Anybody remember Fruitopia? Loved washing down a nice cafeteria lunch with that stuff.
Same here!!!
If you had Zebra Cakes at my school you could trade for just about anything
You’re an absolute lunatic if you think I’m not big dick swingin’ when I roll up with a lunchable. That kind of power move puts me at the caboose all day long. I’m talking fake the untied shoe sprint down the hallway to catch up energy
If you haven’t been to an elementary school cafeteria since you were a student, don’t. The smell is absolutely repulsive. That said, steak fingers with mashed potatoes and gravy was my jam, and in high school the lunch ladies made real fried chicken. Bless those sweet women, we never deserved them.

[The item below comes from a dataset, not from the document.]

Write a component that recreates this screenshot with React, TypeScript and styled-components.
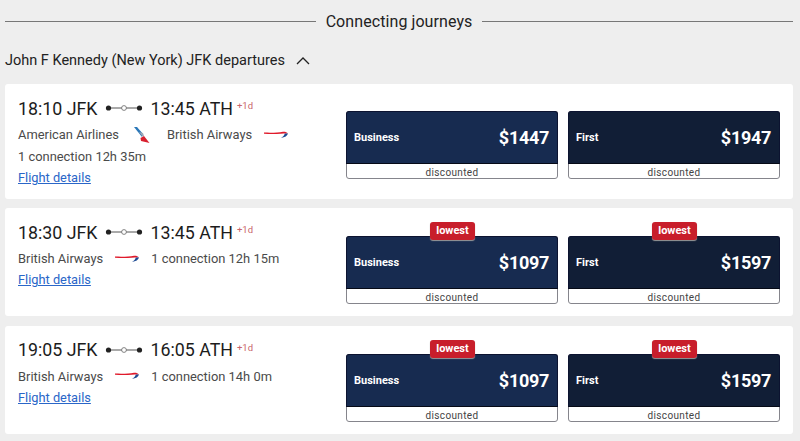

My top three that I still crave….
3- chicken patty on bun, oddly enough with ketchup….
2- two rectangle sausage pizzas with cheese sauce dumped between them (probably more of a high school lunch, but I digress)
1-plastic carton of diced peaches which were still 1/2 frozen. Buddy and me would hardcore trade to get as many as possible. I think the most we ever got per person were like 10. Sooo good.
There was just something about those rectangle pizzas with the obviously fake cubes of pepperoni that did it for me.
Chicken nugget Wednesday every Wednesday from K-12. Never got sick of it
A teacher I work with brings a lunchable or leftover Domino’s along with cheetos/chips and a soda every day for lunch. He told me today that after his paychecks he usually only has $3 in his account. He should not be teaching anyone anything with that kind of reckless behavior.
Also, best lunch for me in high school was $1 beef and cheese burritos. A little hot sauce and I was in heaven.
A lot of teachers struggle to survive, blame the government don’t blame him
I am a teacher too, I picked this profession, we make the same salary and until recently I had a part time job after school. Spending your money on take out pizza 3x a week isn’t a government issue nor a state issue. It’s just fiscally irresponsible to spend money on take out and complain that it’s the government’s fault I don’t have money for more take out.
My man!! I’m doing the slow-clap-build-to-standing-ovation for ya!! Best words I’ve heard today.